Standard human IQ tests often require test-takers to interpret perceptually simple visual scenes by applying principles that they have learned through everyday experience. For example, human test-takers may have already learned about ‘progressions’ (the notion that some attribute can increase) by watching plants or buildings grow, by studying addition in a mathematics class, or by tracking a bank balance as interest accrues. They can then apply this notion in the puzzles to infer that the number of shapes, their sizes, or even the intensity of their colour will increase along a sequence.

We do not yet have the means to expose machine learning agents to a similar stream of ‘everyday experiences’, meaning we cannot easily measure their ability to transfer knowledge from the real world to visual reasoning tests. Nonetheless, we can create an experimental set-up that still puts human visual reasoning tests to good use.
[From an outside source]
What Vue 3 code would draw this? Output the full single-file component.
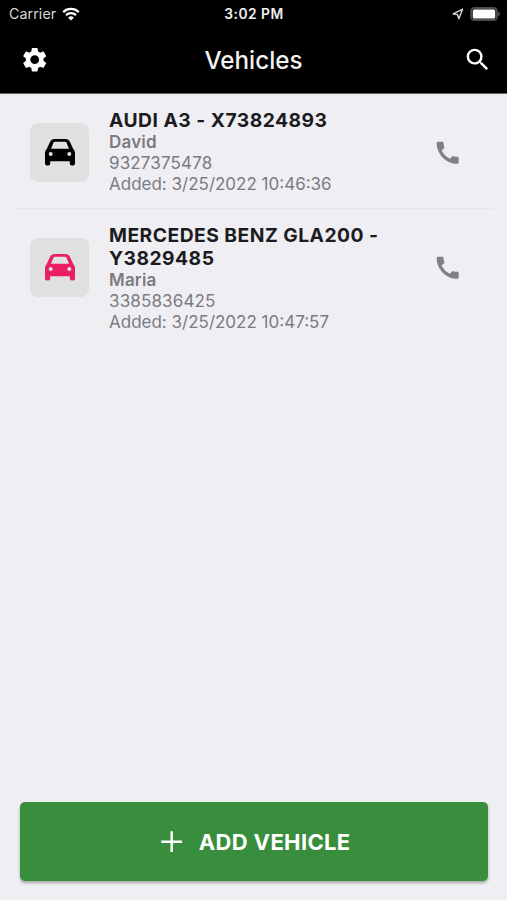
<script setup>
import { ref } from 'vue';

const vehicles = ref([
  {
    id: 1,
    name: 'AUDI A3 - X73824893',
    owner: 'David',
    phone: '9327375478',
    added: '3/25/2022 10:46:36',
    color: 'black'
  },
  {
    id: 2,
    name: 'MERCEDES BENZ GLA200 - Y3829485',
    owner: 'Maria',
    phone: '3385836425',
    added: '3/25/2022 10:47:57',
    color: 'pink'
  }
]);
</script>

<template>
  <div class="screen">
    <header class="header">
      <div class="status-bar">
        <div class="status-left">
          <span class="carrier">Carrier</span>
          <svg class="wifi" viewBox="0 0 18 14">
            <path d="M1.2 5.1a11.2 11.2 0 0 1 15.6 0" />
            <path d="M4 8.1a7.2 7.2 0 0 1 10 0" />
            <path class="wifi-dot" d="M9 13.6 6.1 10.7a4.1 4.1 0 0 1 5.8 0z" />
          </svg>
        </div>
        <span class="time">3:02 PM</span>
        <div class="status-right">
          <svg class="location" viewBox="0 0 12 12">
            <path d="M10.6 1.1 1.2 5.9l4.2.6 1.5 4.2z" />
          </svg>
          <svg class="battery" viewBox="0 0 31 14">
            <rect class="battery-case" x="1" y="1" width="26" height="12" rx="3.4" />
            <rect class="battery-level" x="2.8" y="2.5" width="22.4" height="9" rx="1.6" />
            <path class="battery-tip" d="M28.4 4.8c2 .7 2 3.7 0 4.4z" />
          </svg>
        </div>
      </div>
      <div class="app-bar">
        <button class="icon-button" aria-label="Settings">
          <svg class="icon" viewBox="0 0 24 24">
            <path d="M19.14 12.94c.04-.3.06-.61.06-.94s-.02-.64-.07-.94l2.03-1.58c.18-.14.23-.41.12-.61l-1.92-3.32c-.12-.22-.37-.29-.59-.22l-2.39.96c-.5-.38-1.03-.7-1.62-.94l-.36-2.54c-.04-.24-.24-.41-.48-.41h-3.84c-.24 0-.43.17-.47.41l-.36 2.54c-.59.24-1.13.57-1.62.94l-2.39-.96c-.22-.08-.47 0-.59.22L2.74 8.87c-.12.21-.08.47.12.61l2.03 1.58c-.05.3-.09.63-.09.94s.02.64.07.94l-2.03 1.58c-.18.14-.23.41-.12.61l1.92 3.32c.12.22.37.29.59.22l2.39-.96c.5.38 1.03.7 1.62.94l.36 2.54c.05.24.24.41.48.41h3.84c.24 0 .44-.17.47-.41l.36-2.54c.59-.24 1.13-.56 1.62-.94l2.39.96c.22.08.47 0 .59-.22l1.92-3.32c.12-.22.07-.47-.12-.61l-2.01-1.58zM12 15.6c-1.98 0-3.6-1.62-3.6-3.6s1.62-3.6 3.6-3.6 3.6 1.62 3.6 3.6-1.62 3.6-3.6 3.6z" />
          </svg>
        </button>
        <h1 class="title">Vehicles</h1>
        <button class="icon-button" aria-label="Search">
          <svg class="icon" viewBox="0 0 24 24">
            <path d="M15.5 14h-.79l-.28-.27A6.47 6.47 0 0 0 16 9.5 6.5 6.5 0 1 0 9.5 16c1.61 0 3.09-.59 4.23-1.57l.27.28v.79l5 4.99L20.49 19l-4.99-5zm-6 0C7.01 14 5 11.99 5 9.5S7.01 5 9.5 5 14 7.01 14 9.5 11.99 14 9.5 14z" />
          </svg>
        </button>
      </div>
    </header>

    <ul class="vehicle-list">
      <li v-for="vehicle in vehicles" :key="vehicle.id" class="vehicle">
        <div class="avatar" :class="vehicle.color">
          <svg class="car" viewBox="0 0 30 27">
            <path fill-rule="evenodd" d="M0 14.6C0 12.4.6 11.2 1.6 10.2L5 3Q6.3 0 9.6 0h10.800Q23.700 0 25 3l3.400 7.200c1 1 1.600 2.200 1.600 4.400v9.900a2 2 0 0 1-2 2h-1.200a2 2 0 0 1-2-2v-2.300H5.200v2.300a2 2 0 0 1-2 2H2a2 2 0 0 1-2-2zM6 9.800h18l-2.200-5.600q-.5-1.400-2-1.400h-9.600q-1.500 0-2 1.400zM5.700 13.100a2 2 0 1 0 0 4 2 2 0 0 0 0-4zM24.300 13.100a2 2 0 1 0 0 4 2 2 0 0 0 0-4z" />
          </svg>
        </div>
        <div class="details">
          <h2 class="name">{{ vehicle.name }}</h2>
          <p class="owner">{{ vehicle.owner }}</p>
          <p class="phone">{{ vehicle.phone }}</p>
          <p>Added: {{ vehicle.added }}</p>
        </div>
        <button class="icon-button call" aria-label="Call">
          <svg class="icon" viewBox="0 0 24 24">
            <path d="M20.01 15.38c-1.23 0-2.42-.2-3.53-.56a.977.977 0 0 0-1.01.24l-1.57 1.97c-2.83-1.35-5.48-3.9-6.89-6.83l1.95-1.66c.27-.28.35-.67.24-1.02-.37-1.11-.56-2.3-.56-3.53 0-.54-.45-.99-.99-.99H4.19C3.65 3 3 3.24 3 3.99 3 13.28 10.73 21 20.01 21c.71 0 .99-.63.99-1.18v-3.45c0-.54-.45-.99-.99-.99z" />
          </svg>
        </button>
      </li>
    </ul>

    <footer class="footer">
      <button class="add-button">
        <svg class="icon" viewBox="0 0 24 24">
          <path d="M20.5 13h-7.500v7.500h-2V13H3.500v-2H11V3.500h2V11h7.500z" />
        </svg>
        <span>ADD VEHICLE</span>
      </button>
    </footer>
  </div>
</template>

<style>
body {
  margin: 0;
  background: #efeef3;
}
</style>

<style scoped>
.screen {
  display: flex;
  flex-direction: column;
  height: 100vh;
  overflow: hidden;
  background: #efeef3;
  font-family: Inter, "Liberation Sans", sans-serif;
}

button {
  border: none;
  padding: 0;
  background: none;
  color: inherit;
  font-family: inherit;
  cursor: pointer;
}

h1,
h2,
p {
  margin: 0;
}

.icon {
  display: block;
  width: 29.4px;
  height: 29.4px;
  fill: currentColor;
}

.header {
  flex-shrink: 0;
  box-sizing: border-box;
  height: 94px;
  background: #000;
  border-bottom: 1px solid #636366;
  color: #fff;
}

.status-bar {
  display: grid;
  grid-template-columns: 1fr auto 1fr;
  align-items: center;
  height: 27px;
  padding: 0 8px 0 9px;
}

.status-left,
.status-right {
  display: flex;
  align-items: center;
}

.carrier {
  color: #d6d6d6;
  font-size: 14.2px;
  letter-spacing: 0.1px;
}

.wifi {
  width: 18px;
  height: 14px;
  margin-left: 5.5px;
  fill: none;
  stroke: #fff;
  stroke-width: 2.2;
}

.wifi .wifi-dot {
  fill: #fff;
  stroke: none;
}

.time {
  color: #f0f0f0;
  font-size: 13.8px;
  font-weight: 600;
  letter-spacing: 0.5px;
}

.status-right {
  justify-content: flex-end;
}

.location {
  width: 12px;
  height: 12px;
  margin-right: 6px;
  fill: none;
  stroke: #d0d0d0;
  stroke-width: 1.5;
  stroke-linejoin: round;
}

.battery {
  width: 31px;
  height: 14px;
  margin-right: -2px;
}

.battery-case {
  fill: #1c1c1c;
  stroke: #4c4c4c;
  stroke-width: 1.8;
}

.battery-level {
  fill: #fff;
}

.battery-tip {
  fill: #606060;
}

.app-bar {
  display: flex;
  align-items: center;
  justify-content: space-between;
  height: 66px;
  padding: 0 15px 0 20px;
}

.title {
  margin-right: 5px;
  font-size: 24.2px;
  font-weight: 500;
  color: #f2f2f2;
}

.vehicle-list {
  flex: 1;
  margin: 0;
  padding: 0 12px;
  list-style: none;
}

.vehicle {
  display: flex;
  align-items: flex-start;
  padding: 15px 32px 13px 18px;
  border-bottom: 1px solid #e8e7ec;
}

.vehicle:last-child {
  border-bottom: none;
}

.avatar {
  display: flex;
  align-items: center;
  justify-content: center;
  flex-shrink: 0;
  width: 59px;
  height: 59px;
  margin-top: 14px;
  margin-right: 20px;
  border-radius: 8px;
  background: #e0e0e0;
}

.avatar.black {
  color: #000;
}

.avatar.pink {
  color: #e91e63;
}

.car {
  width: 30px;
  height: 27px;
  fill: currentColor;
}

.details {
  flex: 1;
  color: #7c7b80;
  font-size: 17px;
  line-height: 21px;
}

.name {
  color: #1c1c1f;
  font-size: 19.3px;
  font-weight: 650;
  line-height: 23px;
  letter-spacing: 0.47px;
}

.owner {
  font-weight: 600;
  letter-spacing: 0.2px;
}

.phone {
  letter-spacing: 0.15px;
}

.call {
  margin-top: 28.5px;
  margin-right: 0.5px;
  color: #808084;
}

.footer {
  padding: 0 19px 19px 20px;
}

.add-button {
  display: flex;
  align-items: center;
  justify-content: center;
  width: 100%;
  height: 79px;
  border-radius: 5px;
  background: #388e3c;
  box-shadow: 0 2px 3px rgba(0, 0, 0, 0.3);
  color: #fff;
  font-size: 22px;
  font-weight: 650;
  letter-spacing: 0.35px;
  gap: 12px;
}
</style>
Rather than study knowledge transfer from everyday life to visual reasoning problems (as in human testing), we instead studied knowledge transfer from one controlled set of visual reasoning problems to another.

To achieve this, we built a generator for creating matrix problems, involving a set of abstract factors, including relations like ‘progression’ and attributes like ‘colour’ and ‘size’. While the question generator uses a small set of underlying factors, it can nonetheless create an enormous number of unique questions.

Next, we constrained the factors or combinations available to the generator to create different sets of problems for training and testing our models, to measure how well our models can generalise to held-out test sets. For instance, we created a training set of puzzles in which the progression relation is only encountered when applied to the colour of lines, and a test set when it is applied to the size of shapes. If a model performs well on this test set, it would provide evidence for an ability to infer and apply the abstract notion of progression, even in situations in which it had never previously seen a progression.

Promising evidence of abstract reasoning

In the typical generalisation regime applied in machine learning evaluations, where training and test data are sampled from the same underlying distribution, all of the networks we tested exhibited good generalisation error, with some achieving impressive absolute performance at just above 75%. The best performing network explicitly computed relations between different image panels and evaluated the suitability of each potential answer in parallel. We call this architecture a Wild Relation Network (WReN).

When required to reason using attribute values ‘interpolated’ between previously seen attribute values, and also when applying known abstract relations in unfamiliar combinations, the models generalised notably well. However, the same network performed much worse in the ‘extrapolation’ regime, where attribute values in the test set did not lie within the same range as those seen during training. An example of this occurs for puzzles that contain dark coloured objects during training and light coloured objects during testing. Generalisation performance was also worse when the model was trained to apply a previously seen relation, such as a progression on the number of shapes, to a new attribute, such as size.

Finally, we observed improved generalisation performance when the model was trained to predict not only the correct answer, but also the ‘reason’ for the answer (i.e. the particular relations and attributes that should be considered to solve the puzzle). Interestingly, in the neutral split, the model’s accuracy was strongly correlated with its ability to infer the correct relation underlying the matrix: when the explanation was right, the model would choose the correct answer 87% of the time, but when its explanation was wrong this performance dropped to only 32%. This suggests that models which achieved better performance when they correctly inferred the abstract concepts underlying the task.

A more nuanced approach to generalisation

Recent literature has focussed on the strengths and weaknesses of neural network-based approaches to machine learning problems, often based around their capacity or failure to generalise. Our results show that it might be unhelpful to draw universal conclusions about generalisation: the neural networks we tested performed well in certain regimes of generalisation and very poorly in others. Their success was determined by a range of factors, including the architecture of the model used and whether the model was trained to provide an interpretable “reason” for its answer choices. In almost all cases, the systems performed poorly when required to extrapolate to inputs beyond their experience, or to deal with entirely unfamiliar attributes; creating a clear focus for future work in this critical, and important area of research.